- Produced by: Y. M. Movies
- Starring: Aishwarya Rai; A. R. Rahman;
- Music by: A. R. Rahman
- Release date: 18 January 2011;
- Running time: 4:41
- Languages: Hindi; Tamil;

= Changing Seasons (music video) =

2011 music video by A. R. Rahman

Changing Seasons is a music video by Indian composer A. R. Rahman. The video was simultaneously released in Hindi and Tamil on 18 January 2011. The song "Jaare Udd Jaare" (Hindi) / "Naan Varuvene" (Tamil) featured in the video was composed by Rahman and performed by Rahman and Jali Fily Cissokho. The video, produced by Y. M. Movies and filmed by John Warner, features Aishwarya Rai along with Rahman. The song was originally composed for Bollywood film Raavan and its Tamil version Raavanan. The song was previously released on the Hindi Raavan and the Tamil Raavanan soundtrack albums respectively in 2010.
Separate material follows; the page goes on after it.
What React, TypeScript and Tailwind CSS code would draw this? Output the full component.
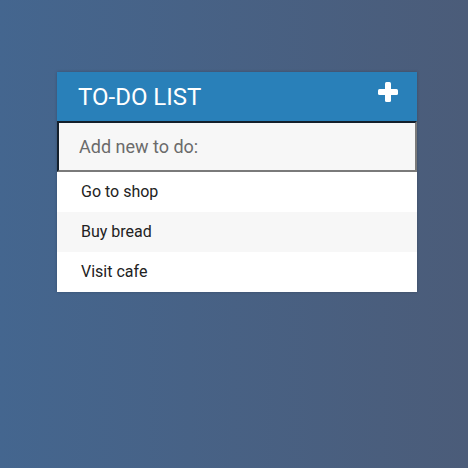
import React from 'react';

const todos = ['Go to shop', 'Buy bread', 'Visit cafe'];

const PlusIcon: React.FC = () => (
  <svg width="20" height="20" viewBox="0 0 20 20" className="block">
    <rect x="7" y="0" width="6" height="20" rx="1.5" fill="#fff" />
    <rect x="0" y="7" width="20" height="6" rx="1.5" fill="#fff" />
  </svg>
);

const App: React.FC = () => {
  return (
    <div
      className="w-[468px] h-[468px] bg-gradient-to-r from-[#44668f] to-[#4b5c79] pt-[72px] pl-[57px]"
      style={{ fontFamily: 'Roboto, "Liberation Sans", sans-serif' }}
    >
      <div className="w-[360px] bg-white shadow-[0_0_3px_rgba(0,0,0,0.2)]">
        {/* Header */}
        <div className="h-[49px] bg-[#2980b9] flex items-center justify-between pl-[21px] pr-[19px]">
          <h1 className="text-[24px] leading-none text-white font-normal">TO-DO LIST</h1>
          <button className="-mt-[9px]">
            <PlusIcon />
          </button>
        </div>

        {/* Input */}
        <input
          placeholder="Add new to do:"
          className="block w-full h-[51px] bg-[#f7f7f7] text-[18px] pl-[20px] outline-none border-2 border-t-[#14202c] border-l-[#14202c] border-b-[#7a7a7a] border-r-[#7a7a7a] placeholder:text-[#6b6b6b]"
        />

        {/* List */}
        <ul>
          {todos.map((t, i) => (
            <li
              key={t}
              className={`h-[40px] flex items-center pl-[24px] text-[16px] text-[#222] ${
                i % 2 === 1 ? 'bg-[#f7f7f7]' : 'bg-white'
              }`}
            >
              {t}
            </li>
          ))}
        </ul>
      </div>
    </div>
  );
};

export default App;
==Song composition and information==
Rahman reused the song "Jaare Udd Jaare" (Hindi) / "Naan Varuvene" (Tamil), which was composed for Raavan / Raavanan for the music video. Both the songs were featured in respective films but were not released in the soundtrack. However, the Tamil version was released in the Collectors' edition pack of the soundtrack. The song was originally composed and recorded by Rahman in his Mumbai studio taking only a few hours. The lyrics have been penned by Gulzar for the Hindi version, Vairamuthu for the Tamil version and Veturi for the Telugu Version.

==Music video==
A promotional teaser of the video was released on 3 January. Rahman posted the teaser on his Twitter page and commented that his first international music video will be released soon. The music video premiered on YouTube on 18 January 2011.
The video made use of several unused scenes and film images of Aishwarya Rai from Mani Ratnam's Raavan / Raavanan. The subject of the music video itself is inspired by the theme of the film. In a later interview, Rahman thanked Ratnam for allowing him to use the unused film images of Aishwarya Rai in the video.